Turn the strings into lists, sort them, and check if the sorted lists are identical.

• Time complexity: $O(n\log n)=O(s\log s+t\log t)$
• Space complexity: $O(n)=O(s+t)$

class Solution:
    def isAnagram(self, s: str, t: str) -> bool:
        
        s_list = []
        t_list = []
        for char in s:
            s_list.append(char)
        for char in t:
            t_list.append(char)
 
        s_list.sort()
        t_list.sort()
 
        if s_list == t_list:
            return True
 
        return False

Hashing Map

Build hashmaps where:

Key	Value
‘character’	‘count’
a	3
n	1
etc…

Compare that the keys and counts for each key are the same.

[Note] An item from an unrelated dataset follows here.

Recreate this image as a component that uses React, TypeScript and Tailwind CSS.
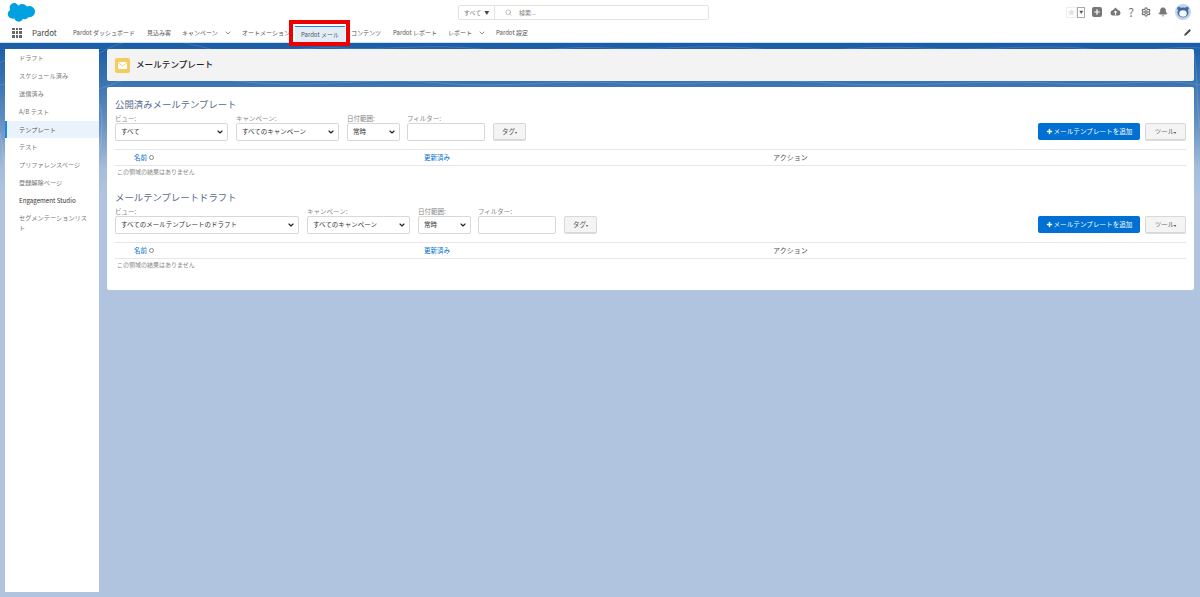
import { ChevronDown, Search, Star, Plus, Settings, Bell, Pencil } from "lucide-react";

const FONT = "[font-family:'Noto_Sans_CJK_JP','Liberation_Sans',sans-serif]";

const NAV_ITEMS = [
    { label: "Pardot ダッシュボード", width: "w-[74px]" },
    { label: "見込み客", width: "w-[35px]" },
    { label: "キャンペーン", width: "w-[60px]", chevron: true },
    { label: "オートメーション", width: "w-[53px]" },
];

const SIDE_ITEMS = [
    "ドラフト",
    "スケジュール済み",
    "送信済み",
    "A/B テスト",
    "テンプレート",
    "テスト",
    "プリファレンスページ",
    "登録解除ページ",
    "Engagement Studio",
    "セグメンテーションリスト",
];

function SalesforceLogo() {
    return (
        <svg width="28" height="20" viewBox="0 0 28 20">
            <path
                fill="#00a1e0"
                d="M11.300 2.800C12.300 1.600 13.700 1 15.200 1c2 0 3.700 1 4.600 2.600.8-.4 1.700-.6 2.600-.6 3.100 0 5.600 2.500 5.600 5.600s-2.500 5.700-5.600 5.700c-.4 0-.7 0-1.100-.1-.7 1.200-2 2-3.500 2-.6 0-1.200-.1-1.800-.4-.7 1.700-2.400 2.900-4.300 2.900-2 0-3.800-1.300-4.400-3.100-.3.100-.6.100-.9.100C3 15.700.8 13.600.8 11c0-1.700.9-3.300 2.300-4.100-.3-.7-.4-1.400-.4-2.200C2.700 2.100 4.900 0 7.600 0c1.500 0 2.800 1.100 3.700 2.800z"
            />
        </svg>
    );
}

function Avatar() {
    return (
        <svg width="16" height="16" viewBox="0 0 32 32">
            <circle cx="16" cy="16" r="16" fill="#c3d2e6" />
            <circle cx="8" cy="9" r="3.500" fill="#3f6aa3" />
            <circle cx="24" cy="9" r="3.500" fill="#3f6aa3" />
            <ellipse cx="16" cy="17" rx="11" ry="10" fill="#3f6aa3" />
            <ellipse cx="16" cy="19" rx="7.500" ry="6.500" fill="#f4f6fa" />
        </svg>
    );
}

function Select({ text, width }: { text: string; width: string }) {
    return (
        <div className={`flex h-[18px] items-center justify-between rounded-[2px] border border-[#d8d8d8] bg-white pl-[5px] pr-[3px] text-[6.500px] text-[#333333] ${width}`}>
            <span className="whitespace-nowrap">{text}</span>
            <ChevronDown size={8} strokeWidth={3.500} className="text-[#222222]" />
        </div>
    );
}

function Field({ label, children }: { label: string; children: React.ReactNode }) {
    return (
        <div className="flex flex-col">
            <span className="h-[9px] text-[6.500px] leading-[9px] text-[#888888]">{label}</span>
            {children}
        </div>
    );
}

function Section({ title, view, viewWidth }: { title: string; view: string; viewWidth: string }) {
    return (
        <section>
            <h2 className="h-[14px] text-[9.400px] leading-[14px] text-[#54698d]">{title}</h2>
            <div className="mt-[3px] flex items-end">
                <Field label="ビュー:">
                    <Select text={view} width={viewWidth} />
                </Field>
                <div className="ml-[8px]">
                    <Field label="キャンペーン:">
                        <Select text="すべてのキャンペーン" width="w-[103px]" />
                    </Field>
                </div>
                <div className="ml-[8px]">
                    <Field label="日付範囲:">
                        <Select text="常時" width="w-[53px]" />
                    </Field>
                </div>
                <div className="ml-[7px]">
                    <Field label="フィルター:">
                        <div className="h-[18px] w-[78px] rounded-[2px] border border-[#d8d8d8] bg-white" />
                    </Field>
                </div>
                <button className="mb-[1px] ml-[8px] flex h-[17px] w-[33px] items-center justify-center rounded-[2px] border border-[#d8d8d8] bg-[#f4f4f4] text-[6.500px] text-[#555555] shadow-[0_1px_0_#dddddd]">
                    タグ<span className="text-[4px]">▾</span>
                </button>
                <button className="mb-[1px] ml-auto flex h-[17px] w-[102px] items-center justify-center gap-[1px] rounded-[2px] bg-[#0070d2] text-[6.600px] text-white">
                    <Plus size={7} strokeWidth={5} />
                    メールテンプレートを追加
                </button>
                <button className="mb-[1px] ml-[5px] flex h-[17px] w-[41px] items-center justify-center rounded-[2px] border border-[#d8d8d8] bg-[#f4f4f4] text-[6.500px] text-[#666666] shadow-[0_1px_0_#dddddd]">
                    ツール<span className="text-[4px] text-[#333333]">▾</span>
                </button>
            </div>
            <div className="mt-[8px] flex h-[17px] items-center border-y border-[#e6e6e6] text-[6.500px]">
                <span className="ml-[19px] flex w-[290px] items-center gap-[2px] text-[#0070d2]">
                    名前
                    <span className="h-[5px] w-[5px] rounded-full border-[1.500px] border-[#888888]" />
                </span>
                <span className="w-[349px] text-[#0070d2]">更新済み</span>
                <span className="text-[7px] text-[#555555]">アクション</span>
            </div>
            <p className="ml-[2px] mt-[1px] text-[6px] leading-[10px] text-[#888888]">この領域の結果はありません</p>
        </section>
    );
}

export default function App() {
    return (
        <div className={`flex h-[597px] w-[1200px] flex-col overflow-hidden bg-white ${FONT}`}>
            <header className="relative z-10 h-[42px] shrink-0 bg-white">
                <div className="flex h-[22px] items-center">
                    <div className="ml-[7px] mt-[3px] w-[28px]">
                        <SalesforceLogo />
                    </div>
                    <div className="ml-[423px] mt-[2px] flex h-[15px] w-[251px] items-center rounded-[2px] border border-[#e2e2e2] text-[6px] text-[#777777]">
                        <span className="flex h-full w-[36px] items-center justify-center gap-[3px] border-r border-[#e2e2e2]">
                            すべて
                            <span className="text-[5px] text-[#444444]">▼</span>
                        </span>
                        <Search size={7} className="ml-[10px] text-[#999999]" />
                        <span className="ml-[7px]">検索...</span>
                    </div>
                    <div className="ml-auto mr-[9px] mt-[2px] flex items-center text-[#777777]">
                        <span className="flex h-[11px] w-[11px] items-center justify-center border border-[#eeeeee]">
                            <Star size={7} fill="#e3e3e3" stroke="#e3e3e3" />
                        </span>
                        <span className="flex h-[11px] w-[8px] items-center justify-center border border-[#aaaaaa] text-[4px] text-[#555555]">▼</span>
                        <span className="ml-[7px] flex h-[10px] w-[10px] items-center justify-center rounded-[2px] bg-[#777777]">
                            <Plus size={8} strokeWidth={3.500} className="text-white" />
                        </span>
                        <svg className="ml-[8px]" width="11" height="10" viewBox="0 0 22 20">
                            <path fill="#777777" d="M11 1 16 6a6 6 0 0 1 5 6 5 5 0 0 1-4 5H5a5 5 0 0 1-4-5 6 6 0 0 1 5-6z" />
                            <path fill="#ffffff" d="M11 7l4 4h-3v5h-2v-5H7z" />
                        </svg>
                        <span className="ml-[7px] text-[12px] leading-[12px] text-[#777777]">?</span>
                        <Settings size={10} strokeWidth={3} className="ml-[7px]" />
                        <Bell size={10} fill="#777777" className="ml-[7px]" />
                        <span className="ml-[7px]">
                            <Avatar />
                        </span>
                    </div>
                </div>
                <nav className="flex h-[20px] items-center pt-[1px] text-[6px] text-[#555555]">
                    <span className="ml-[12px] grid h-[10px] w-[10px] grid-cols-3 gap-[1px]">
                        {Array.from({ length: 9 }).map((_, i) => (
                            <span key={i} className="bg-[#666666]" />
                        ))}
                    </span>
                    <span className="ml-[10px] w-[41px] text-[8px] text-[#444444]">Pardot</span>
                    {NAV_ITEMS.map((item) => (
                        <span key={item.label} className={`flex items-center overflow-hidden whitespace-nowrap ${item.width}`}>
                            {item.label}
                            {item.chevron && <ChevronDown size={8} className="ml-[6px] mt-[1px] shrink-0" />}
                        </span>
                    ))}
                    <span className="relative flex h-[16px] w-[50px] items-center justify-center self-end border-t border-[#1589ee] bg-[#e3edf8] whitespace-nowrap">
                        Pardot メール
                        <span className="absolute left-[-6px] top-[-7px] h-[26px] w-[61px] border-[4px] border-[#ee0000]" />
                    </span>
                    <span className="ml-[6px] w-[42px] whitespace-nowrap">コンテンツ</span>
                    <span className="w-[55px] whitespace-nowrap">Pardot レポート</span>
                    <span className="flex w-[48px] items-center whitespace-nowrap">
                        レポート
                        <ChevronDown size={8} className="ml-[6px] mt-[1px]" />
                    </span>
                    <span className="whitespace-nowrap">Pardot 設定</span>
                    <Pencil size={7} fill="#444444" className="ml-auto mr-[9px]" />
                </nav>
            </header>
            <div className="relative flex min-h-0 flex-1 gap-[8px] border-t border-[#cfe0f2] bg-[linear-gradient(to_bottom,#1a5ca6_0px,#3a74b2_40px,#5f8cc0_75px,#a5bddb_125px,#b0c4df_155px,#b0c4df_100%)] pb-[5px] pl-[5px] pr-[6px] pt-[6px]">
                {/* faint contour lines of the page banner */}
                <svg className="absolute left-0 top-0" width="1200" height="130" viewBox="0 0 1200 130" fill="none" stroke="#ffffff" strokeOpacity="0.14">
                    <path d="M0 20C30 0 70 30 100 10S170-5 210 6 300 2 340 5 430 0 480 6 560 2 610 5 700 0 760 6 860 1 920 5 1040 0 1090 6 1170 2 1200 5" />
                    <path d="M0 42C40 30 70 60 110 42S200 36 260 40 380 34 440 40 560 36 620 40 760 34 830 40 980 36 1050 40 1160 34 1200 42" />
                    <path d="M99 60C104 75 102 95 99 110" />
                    <path d="M1194 10C1198 30 1196 60 1200 85" />
                    <path d="M0 90C2 100 3 110 5 125" />
                </svg>
                <aside className="relative w-[94px] shrink-0 bg-white">
                    {SIDE_ITEMS.map((item) => (
                        <div
                            key={item}
                            className={`flex min-h-[17.900px] items-center py-[3px] pr-[8px] text-[6.200px] leading-[10px] ${
                                item === "テンプレート"
                                    ? "border-l-[2px] border-[#1589ee] bg-[#eaf2fb] pl-[12px] text-[#555555]"
                                    : item === "Engagement Studio"
                                    ? "pl-[14px] text-[#333333]"
                                    : "pl-[14px] text-[#777777]"
                            }`}
                        >
                            {item}
                        </div>
                    ))}
                </aside>
                <main className="relative flex min-w-0 flex-1 flex-col">
                    <div className="flex h-[32px] items-center rounded-[2px] bg-[#f3f3f3] pl-[8px]">
                        <svg width="15" height="15" viewBox="0 0 15 15">
                            <rect width="15" height="15" rx="2" fill="#f4cd60" />
                            <rect x="3" y="4" width="9" height="7" rx="0.800" fill="#ffffff" />
                            <path d="M3 4.500 7.500 8 12 4.500" fill="none" stroke="#f4cd60" strokeWidth="0.900" />
                        </svg>
                        <h1 className="mb-[2px] ml-[6px] text-[8.600px] font-medium text-[#222222]">メールテンプレート</h1>
                    </div>
                    <div className="mt-[6px] flex h-[203px] flex-col gap-[13px] rounded-[2px] bg-white px-[8px] pt-[10px]">
                        <Section title="公開済みメールテンプレート" view="すべて" viewWidth="w-[113px]" />
                        <Section title="メールテンプレートドラフト" view="すべてのメールテンプレートのドラフト" viewWidth="w-[184px]" />
                    </div>
                </main>
            </div>
        </div>
    );
}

• Time complexity: $O(n)=O(s+t)$
• Space complexity: $O(n)=O(s+t)$

class Solution:
    def isAnagram(self, s: str, t: str) -> bool:
 
        sCounter, tCounter = {}, {}
 
        if len(s) != len(t):
            return False
 
        for i in range(len(s)):
            sCounter[s[i]] = sCounter.get(s[i], 0) + 1
            tCounter[t[i]] = tCounter.get(t[i], 0) + 1
 
        for c in sCounter:
            if sCounter[c] != tCounter.get(c,0):
                return False
        
        return True

Notes:

• Dictionaries in Python are implemented as hashmaps
• sCounter.get(s[i],0) deals with the case that there is nothing at that key; if there is nothing, it uses a default value of 0.